Crosby found a way to screw these good times up, of course. ("I was a difficult cat—big ego, no brains….") Now, along with tossing off colorful bits of period reminiscence throughout the film (Jim Morrison: "what a dork"), he cops to every bit of bad luck he created for himself and for others: the girlfriends he led down a dark path of drugs and sorrow, his own ruinous heroin addiction, and his unauthorized flight from a drug-rehab facility, which led to a five-year prison sentence (of which he served only five months—long enough to kick his heroin habit).

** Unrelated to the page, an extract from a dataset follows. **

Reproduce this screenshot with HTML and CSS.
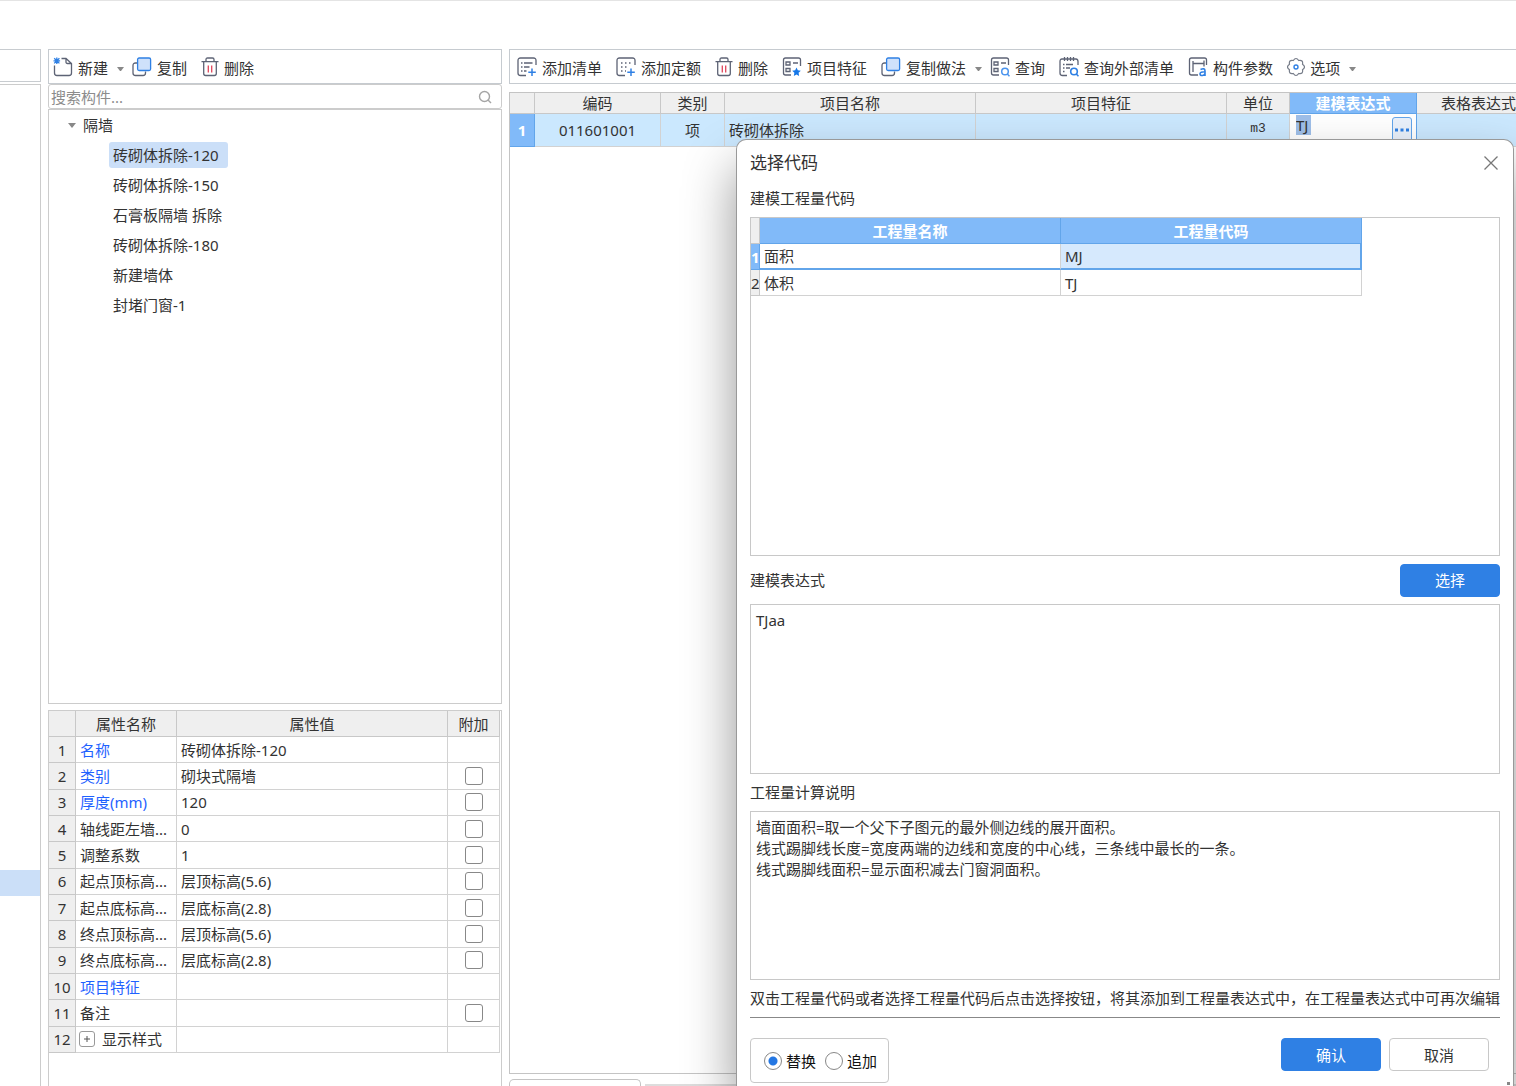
FILE: index.html
```html
<!DOCTYPE html>
<html lang="zh-CN">
<head>
<meta charset="utf-8">
<title>构件做法</title>
<link rel="stylesheet" href="styles.css">
</head>
<body>
<svg class="defs" aria-hidden="true">
  <symbol id="i-copy" viewBox="0 0 20 20"><path d="M5 6H3.500Q1 6 1 8.500V16Q1 18.500 3.500 18.500H11Q13.500 18.500 13.500 16V14.500" fill="none" stroke="#5d6375" stroke-width="1.300"/><rect x="5.600" y="1" width="13" height="12.500" rx="1.500" fill="#cfe1fb" stroke="#2f80e4" stroke-width="1.300"/></symbol>
  <symbol id="i-trash" viewBox="0 0 18 20"><path d="M.5 4.700h17M5 4.500V2.500Q5 1 6.500 1h5Q13 1 13 2.500v2M2.700 5v11.500q0 2 2 2h8.600q2 0 2-2V5" fill="none" stroke="#5d6375" stroke-width="1.300"/><path d="M7.300 8.500v7M10.700 8.500v7" stroke="#e0465b" stroke-width="1.300"/></symbol>
</svg>
<main class="app">
  <aside class="rail">
    <div class="rail-head"></div>
    <div class="rail-body"><div class="rail-current"></div></div>
  </aside>

  <section class="parts">
    <div class="toolbar">
      <button class="tool"><svg width="20" height="20" viewBox="0 0 20 20" fill="none"><path d="M1.500 8.500V16q0 2.500 2.500 2.500h12q2.500 0 2.500-2.500V6.500L13 1.500H8.500M13 1.500V5q0 1.500 1.500 1.500h4" stroke="#5d6375" stroke-width="1.300"/><path d="M3.800 .5v6.500M.5 3.800h6.600M1.200 1.200l5.200 5.200M6.400 1.200l-5.200 5.200" stroke="#2f80e4" stroke-width="1.300"/></svg>新建<i class="caret"></i></button>
      <button class="tool"><svg width="20" height="20"><use href="#i-copy"/></svg>复制</button>
      <button class="tool"><svg width="18" height="20"><use href="#i-trash"/></svg>删除</button>
    </div>
    <div class="search">
      <input type="text" placeholder="搜索构件..." aria-label="搜索构件">
      <svg width="14" height="14" viewBox="0 0 14 14" fill="none" stroke="#a5a5a5" stroke-width="1.400"><circle cx="6.500" cy="6.500" r="5"/><path d="M10 10l3 3"/></svg>
    </div>
    <div class="tree">
      <button class="tree-root"><i class="caret caret-tree"></i>隔墙</button>
      <ul class="tree-list">
        <li><button class="tree-item is-current">砖砌体拆除-120</button></li>
        <li><button class="tree-item">砖砌体拆除-150</button></li>
        <li><button class="tree-item">石膏板隔墙 拆除</button></li>
        <li><button class="tree-item">砖砌体拆除-180</button></li>
        <li><button class="tree-item">新建墙体</button></li>
        <li><button class="tree-item">封堵门窗-1</button></li>
      </ul>
    </div>
    <div class="props">
      <table class="grid props-table">
        <colgroup><col class="c-no"><col class="c-name"><col><col class="c-extra"></colgroup>
        <thead><tr><th></th><th>属性名称</th><th>属性值</th><th>附加</th></tr></thead>
        <tbody>
          <tr><th>1</th><td class="key">名称</td><td>砖砌体拆除-120</td><td></td></tr>
          <tr><th>2</th><td class="key">类别</td><td>砌块式隔墙</td><td class="mid"><input type="checkbox" aria-label="附加 类别"></td></tr>
          <tr><th>3</th><td class="key">厚度(mm)</td><td>120</td><td class="mid"><input type="checkbox" aria-label="附加 厚度"></td></tr>
          <tr><th>4</th><td>轴线距左墙...</td><td>0</td><td class="mid"><input type="checkbox" aria-label="附加 轴线距左墙"></td></tr>
          <tr><th>5</th><td>调整系数</td><td>1</td><td class="mid"><input type="checkbox" aria-label="附加 调整系数"></td></tr>
          <tr><th>6</th><td>起点顶标高...</td><td>层顶标高(5.6)</td><td class="mid"><input type="checkbox" aria-label="附加 起点顶标高"></td></tr>
          <tr><th>7</th><td>起点底标高...</td><td>层底标高(2.8)</td><td class="mid"><input type="checkbox" aria-label="附加 起点底标高"></td></tr>
          <tr><th>8</th><td>终点顶标高...</td><td>层顶标高(5.6)</td><td class="mid"><input type="checkbox" aria-label="附加 终点顶标高"></td></tr>
          <tr><th>9</th><td>终点底标高...</td><td>层底标高(2.8)</td><td class="mid"><input type="checkbox" aria-label="附加 终点底标高"></td></tr>
          <tr><th>10</th><td class="key">项目特征</td><td></td><td></td></tr>
          <tr><th>11</th><td>备注</td><td></td><td class="mid"><input type="checkbox" aria-label="附加 备注"></td></tr>
          <tr><th>12</th><td><div class="expand"><button class="plus" aria-label="展开"><svg width="8" height="8" viewBox="0 0 8 8" stroke="#555"><path d="M4 1v6M1 4h6"/></svg></button>显示样式</div></td><td></td><td></td></tr>
        </tbody>
      </table>
    </div>
  </section>

  <section class="works">
    <div class="toolbar">
      <button class="tool"><svg width="20" height="20" viewBox="0 0 20 20" fill="none"><path d="M19 8V3.500Q19 1 16.500 1h-13Q1 1 1 3.500v12.500q0 2.500 2.500 2.500H9" stroke="#5d6375" stroke-width="1.300"/><path d="M4 6h1.500M7 6h8.500M4 10h1.500M7 10h5.500M4 14h1.500M7 14h2.500" stroke="#5d6375" stroke-width="1.300"/><path d="M15 11.500v7.500M11.300 15.200h7.500" stroke="#2f80e4" stroke-width="1.500"/></svg>添加清单</button>
      <button class="tool"><svg width="20" height="20" viewBox="0 0 20 20" fill="none"><path d="M19 8V3.500Q19 1 16.500 1h-13Q1 1 1 3.500v12.500q0 2.500 2.500 2.500H9" stroke="#5d6375" stroke-width="1.300"/><path d="M5 6h11M5 10h8M5 14h5" stroke="#5d6375" stroke-width="1.500" stroke-dasharray="1.500 2.500"/><path d="M15 11.500v7.500M11.300 15.200h7.500" stroke="#2f80e4" stroke-width="1.500"/></svg>添加定额</button>
      <button class="tool"><svg width="18" height="20"><use href="#i-trash"/></svg>删除</button>
      <button class="tool"><svg width="20" height="20" viewBox="0 0 20 20" fill="none"><path d="M18.500 9V3q0-2-2-2h-13q-2 0-2 2v13q0 2 2 2H9M4 5h4v3H4zM4 11.500h4v3H4zM11 6h5" stroke="#5d6375" stroke-width="1.300"/><path d="M14.500 10.500l1.300 2.800 3 .4-2.200 2.100.5 3.100-2.600-1.500-2.700 1.500.6-3.100-2.200-2.100 3-.4z" fill="#1677e8"/></svg>项目特征</button>
      <button class="tool"><svg width="20" height="20"><use href="#i-copy"/></svg>复制做法<i class="caret"></i></button>
      <button class="tool"><svg width="20" height="20" viewBox="0 0 20 20" fill="none"><path d="M18.500 8V3q0-2-2-2h-13q-2 0-2 2v13q0 2 2 2H9M4 5h4v3H4zM4 11.500h4v3H4zM11 6h5" stroke="#5d6375" stroke-width="1.300"/><circle cx="15" cy="14.500" r="3.300" stroke="#4b94ee" stroke-width="1.500"/><path d="M17.300 17l2.200 2.300" stroke="#4b94ee" stroke-width="1.500"/></svg>查询</button>
      <button class="tool"><svg width="20" height="20" viewBox="0 0 20 20" fill="none"><path d="M19 8V4.500Q19 2 17 2H3Q1 2 1 4.500V16q0 2.500 2.500 2.500H8M5.500 0v4M8.500 0v4M11.500 0v4M14.500 0v4M4 7.500h1.500M7 7.500h7M4 11h1.500M7 11h4M4 14.500h1.500" stroke="#5d6375" stroke-width="1.300"/><circle cx="15" cy="14.500" r="3.300" stroke="#2f80e4" stroke-width="1.600"/><path d="M17.300 17l2.200 2.300" stroke="#2f80e4" stroke-width="1.600"/></svg>查询外部清单</button>
      <button class="tool"><svg width="20" height="20" viewBox="0 0 20 20" fill="none"><path d="M18.500 8V3q0-2-2-2h-13q-2 0-2 2v13q0 2 2 2H10M5 4v11M5 6.500h11M16 3.500v6" stroke="#5d6375" stroke-width="1.300"/><path d="M12.500 12.500q4.500-2 4.500 1.500v5M17 14.800q-5-.2-5 2 .2 2 2.500 1.700 2-.3 2.500-2" stroke="#2f80e4" stroke-width="1.600"/></svg>构件参数</button>
      <button class="tool"><svg width="18" height="20" viewBox="0 0 18 20" fill="none"><path d="M15.500 7.300Q19.500 10 15.500 12.700Q16.400 17.400 11.700 16.500Q9 20.500 6.300 16.500Q1.600 17.400 2.500 12.700Q-1.500 10 2.500 7.300Q1.600 2.600 6.300 3.500Q9-.5 11.700 3.500Q16.400 2.600 15.500 7.300z" stroke="#777d8a" stroke-width="1.200"/><circle cx="9" cy="10" r="2" stroke="#2f80e4" stroke-width="1.400"/></svg>选项<i class="caret"></i></button>
    </div>
    <div class="sheet">
      <table class="grid works-table">
        <colgroup><col class="w-no"><col class="w-code"><col class="w-kind"><col class="w-wide"><col class="w-wide"><col class="w-unit"><col class="w-expr"><col class="w-last"></colgroup>
        <thead><tr><th></th><th>编码</th><th>类别</th><th>项目名称</th><th>项目特征</th><th>单位</th><th class="is-active">建模表达式</th><th>表格表达式</th></tr></thead>
        <tbody><tr><th class="is-active">1</th><td class="mid">011601001</td><td class="mid">项</td><td>砖砌体拆除</td><td></td><td class="mid unit">m3</td>
          <td class="editor"><div class="edit-row"><input type="text" value="TJ" aria-label="建模表达式"><button class="more" aria-label="选择代码"><svg width="14" height="4" viewBox="0 0 14 4" fill="#2f80e4"><path d="M0 .5h3v3H0zM5.500.5h3v3h-3zM11 .5h3v3h-3z"/></svg></button></div></td><td></td></tr></tbody>
      </table>
    </div>
    <div class="tabs"><div class="tab"></div><div class="tab-rest"></div></div>
  </section>

  <form class="dialog" role="dialog" aria-labelledby="dlg-title">
    <header class="dialog-head">
      <h1 id="dlg-title">选择代码</h1>
      <button type="button" class="close" aria-label="关闭"><svg width="14" height="14" viewBox="0 0 14 14" stroke="#777" stroke-width="1.300"><path d="M.5.5l13 13M13.500.5l-13 13"/></svg></button>
    </header>
    <h2 class="label">建模工程量代码</h2>
    <div class="box codes">
      <table class="grid codes-table">
        <colgroup><col class="k-no"><col><col></colgroup>
        <thead><tr><th></th><th class="is-active">工程量名称</th><th class="is-active">工程量代码</th></tr></thead>
        <tbody>
          <tr class="is-picked"><th class="is-active">1</th><td>面积</td><td class="is-cell">MJ</td></tr>
          <tr><th>2</th><td>体积</td><td>TJ</td></tr>
        </tbody>
      </table>
    </div>
    <div class="expr-row"><label class="label" for="expr">建模表达式</label><button type="button" class="btn primary">选择</button></div>
    <textarea id="expr" class="box memo">TJaa</textarea>
    <label class="label note-label" for="note">工程量计算说明</label>
    <textarea id="note" class="box memo" readonly>墙面面积=取一个父下子图元的最外侧边线的展开面积。
线式踢脚线长度=宽度两端的边线和宽度的中心线，三条线中最长的一条。
线式踢脚线面积=显示面积减去门窗洞面积。</textarea>
    <p class="hint">双击工程量代码或者选择工程量代码后点击选择按钮，将其添加到工程量表达式中，在工程量表达式中可再次编辑</p>
    <footer class="dialog-foot">
      <div class="modes">
        <label><input type="radio" name="mode" checked>替换</label>
        <label><input type="radio" name="mode">追加</label>
      </div>
      <div class="actions"><button type="button" class="btn primary">确认</button><button type="button" class="btn">取消</button></div>
    </footer>
    <i class="grip"></i>
  </form>
</main>
</body>
</html>
```

FILE: styles.css
```css
* { box-sizing: border-box; }

body, button, input, textarea {
  font: 15px/20px "Noto Sans", "Noto Sans CJK SC", sans-serif;
  color: #333;
}
body { margin: 0; background: #fff; }
button { padding: 0; border: 0; background: none; white-space: nowrap; }
h1, h2, p, ul { margin: 0; padding: 0; font-weight: 400; }
ul { list-style: none; }
.defs { position: absolute; width: 0; height: 0; }

.app {
  position: relative;
  display: grid;
  grid-template-columns: 41px 454px minmax(0, 1fr);
  column-gap: 7px;
  min-height: 100vh;
  padding-top: 48px;
  border-top: 1px solid #e4e4e4;
  overflow: hidden;
}

/* narrow panel on the left */
.rail { display: flex; flex-direction: column; gap: 2px; }
.rail-head { height: 33px; border: 1px solid #c8ccd0; border-left: 0; }
.rail-body {
  flex: 1;
  display: flex;
  flex-direction: column;
  justify-content: flex-end;
  padding-bottom: 190px;
  border: 1px solid #ccc;
  border-width: 1px 1px 0 0;
}
.rail-current { height: 26px; background: #cbdff8; }

.toolbar {
  display: flex;
  align-items: center;
  gap: 14px;
  height: 35px;
  padding: 3px 4px 0;
  border: 1px solid #c6cbd0;
}
.tool { display: flex; align-items: center; gap: 5px; flex: none; }
.tool svg { flex: none; margin-bottom: 3px; }
.caret {
  width: 7px;
  margin: 2px -6px 0 4px;
  border: 3px solid transparent;
  border-top: 4px solid #888;
  border-bottom: 0;
}

/* component tree */
.parts { display: flex; flex-direction: column; }
.search {
  display: flex;
  align-items: center;
  height: 25px;
  padding: 0 9px 0 2px;
  border: 1px solid #ccc;
  border-radius: 3px;
}
.search input { flex: 1; padding: 0; border: 0; outline: 0; }
.search input::placeholder { color: #8c8c8c; opacity: 1; }
.tree { flex: 1; border: 1px solid #ccc; }
.tree-root { display: flex; align-items: center; gap: 7px; height: 30px; margin-left: 19px; }
.caret-tree { width: 8px; margin: 0; border-width: 5px 4px 0; }
.tree-list li { display: flex; align-items: center; height: 30px; padding-left: 60px; }
.tree-item { height: 26px; padding: 0 9px 0 4px; border-radius: 3px; }
.is-current { background: #cbdff8; }

/* tables */
.grid { table-layout: fixed; border-collapse: separate; border-spacing: 0; }
.grid th, .grid td {
  height: 26px;
  padding: 0 4px;
  border: 1px solid #d2d2d2;
  border-width: 0 1px 1px 0;
  overflow: hidden;
  white-space: nowrap;
  text-align: left;
}
.grid th { padding: 0; background: #efefef; border-color: #c8c8c8; font-weight: 400; text-align: center; }
.grid .mid { text-align: center; }
.grid .is-active { background: #81baf9; border-color: #62a5ea; color: #fff; font-weight: 700; }

.props { margin-top: 6px; padding: 0 1px 33px 0; border: 1px solid #ccc; border-bottom: 0; }
.props-table { width: 100%; height: 342px; }
.c-no { width: 27px; }
.c-name { width: 101px; }
.c-extra { width: 52px; }
.grid .key { color: #1f62ff; }
.props input {
  display: block;
  appearance: none;
  width: 18px;
  height: 18px;
  margin: 0 auto;
  border: 1px solid #888;
  border-radius: 3px;
  background: #fff;
}
.expand { display: flex; align-items: center; gap: 7px; }
.plus {
  display: flex;
  align-items: center;
  justify-content: center;
  width: 16px;
  height: 16px;
  margin-left: -1px;
  border: 1px solid #999;
  border-radius: 3px;
}

/* work items */
.works { display: flex; flex-direction: column; }
.works .toolbar { padding-left: 7px; border-right: 0; }
.sheet { flex: 1; margin-top: 8px; border: 1px solid #c4c4c4; border-right: 0; overflow: hidden; }
.works-table { width: 1031px; }
.w-no { width: 25px; }
.w-code { width: 126px; }
.w-kind { width: 64px; }
.w-wide { width: 251px; }
.w-unit { width: 63px; }
.w-expr { width: 127px; }
.w-last { width: 124px; }
.works-table thead th { height: 21px; }
.works-table tbody td, .works-table tbody th { height: 33px; padding-bottom: 1px; }
.works-table tbody td { background: #cbe8fe; }
.works-table tbody .unit { padding-bottom: 3px; font: 13px/20px "Liberation Mono", monospace; }
.works-table tbody .editor { padding: 0; background: #fff; border-color: #62a5ea; vertical-align: top; }
.edit-row { display: flex; justify-content: space-between; height: 32px; padding: 1px 4px 0 6px; }
.edit-row input {
  width: 15px;
  height: 20px;
  padding: 0;
  border: 0;
  border-radius: 0;
  background: #9fbfe9;
  outline: 0;
}
.more {
  display: flex;
  align-items: center;
  justify-content: center;
  width: 20px;
  height: 25px;
  margin-top: 2px;
  border: 1px solid #62a5ea;
  border-radius: 3px;
  background: #eaf1fb;
}
.tabs { display: flex; align-items: flex-end; gap: 4px; height: 12px; }
.tab { width: 132px; height: 7px; border: 1px solid #c4c4c4; border-bottom: 0; border-radius: 5px 5px 0 0; }
.tab-rest { flex: 1; height: 2px; background: #ddd; }

/* code picker */
.dialog {
  position: absolute;
  top: 138px;
  right: 2px;
  bottom: 0;
  display: flex;
  flex-direction: column;
  width: 778px;
  padding: 0 13px 3px;
  border: 1px solid #999;
  border-bottom: 0;
  border-radius: 10px 10px 0 0;
  background: #fff;
  box-shadow: 0 28px 52px rgba(0, 0, 0, .42);
}
.dialog-head { display: flex; align-items: center; justify-content: space-between; height: 46px; padding-right: 2px; }
.dialog h1 { font-size: 17px; line-height: 24px; }
.close { display: flex; }
.label { font-size: 15px; line-height: 20px; }
h2.label { padding: 2px 0 9px; }
.box { border: 1px solid #c8c8c8; }
.codes { flex: 2 0 28px; }
.codes-table { width: 611px; }
.k-no { width: 9px; }
.is-picked td { border-bottom: 2px solid #62a5ea; }
.codes-table .is-cell { background: #d6e9fd; border-right: 2px solid #62a5ea; }
.expr-row { display: flex; align-items: center; justify-content: space-between; height: 48px; }
.btn { width: 100px; height: 33px; border: 1px solid #c8c8c8; border-radius: 4px; background: #fff; }
.primary { border-color: #2f80e4; background: #2f80e4; color: #fff; }
.memo {
  flex: 1 0 14px;
  display: block;
  width: 100%;
  padding: 5px;
  border-radius: 0;
  outline: 0;
  resize: none;
  line-height: 21px;
}
.note-label { padding: 8px 0 9px; }
.hint { padding: 8px 0 9px; border-bottom: 1px solid #888; white-space: nowrap; }
.dialog-foot { display: flex; justify-content: space-between; padding: 20px 11px 0 0; }
.modes { display: flex; align-items: center; gap: 9px; height: 45px; padding: 0 11px 0 13px; border: 1px solid #c8c8c8; border-radius: 4px; }
.modes label { display: flex; align-items: center; gap: 4px; color: #111; }
.modes input {
  appearance: none;
  width: 18px;
  height: 18px;
  margin: 0;
  border: 1px solid #888;
  border-radius: 50%;
}
.modes input:checked { background: radial-gradient(circle, #2477e3 0 4px, #fff 5px); }
.actions { display: flex; gap: 8px; }
.grip { position: absolute; right: 3px; bottom: 1px; width: 3px; height: 3px; background: #888; }
```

Through all of this, CSN and CSNY wobbled on, amid much bickering and recrimination. Then, in a 2014 press interview, Crosby described Neil Young's new girlfriend (and now-wife), the actress Daryl Hannah, as a "poisonous predator." Crosby says he thought the remark was off the record, but he knew it was way out of line in any case. Young hit the roof, and let it be known that CSNY was over. A number of other unpleasant things surely went down as well. "He tore the heart out of CSN and CSNY in the space of a few months," says a bitter Graham Nash, adding that he wrote a song called "Encore" with Crosby in mind: "Who are you when the lights have gone out and the audience has left? Are you a decent person? Or are you a fucking asshole?" Nash says that he hasn't spoken with Crosby—a man he talked to every day for four decades—in several years.

What may turn out to be the last CSN performance ever took place at the National Christmas Tree lighting ceremony in Washington, DC, in 2015. We see it in the film: the three of them standing out in the cold, struggling to harmonize a simple rendition of "Silent Night," and failing. "We were fuckin' terrible," Crosby admits.

So is that it? The end? Crosby hopes not. "I think you should be able to say goodbye, and tell them what they meant to you," he says. He knows time's getting tight, though.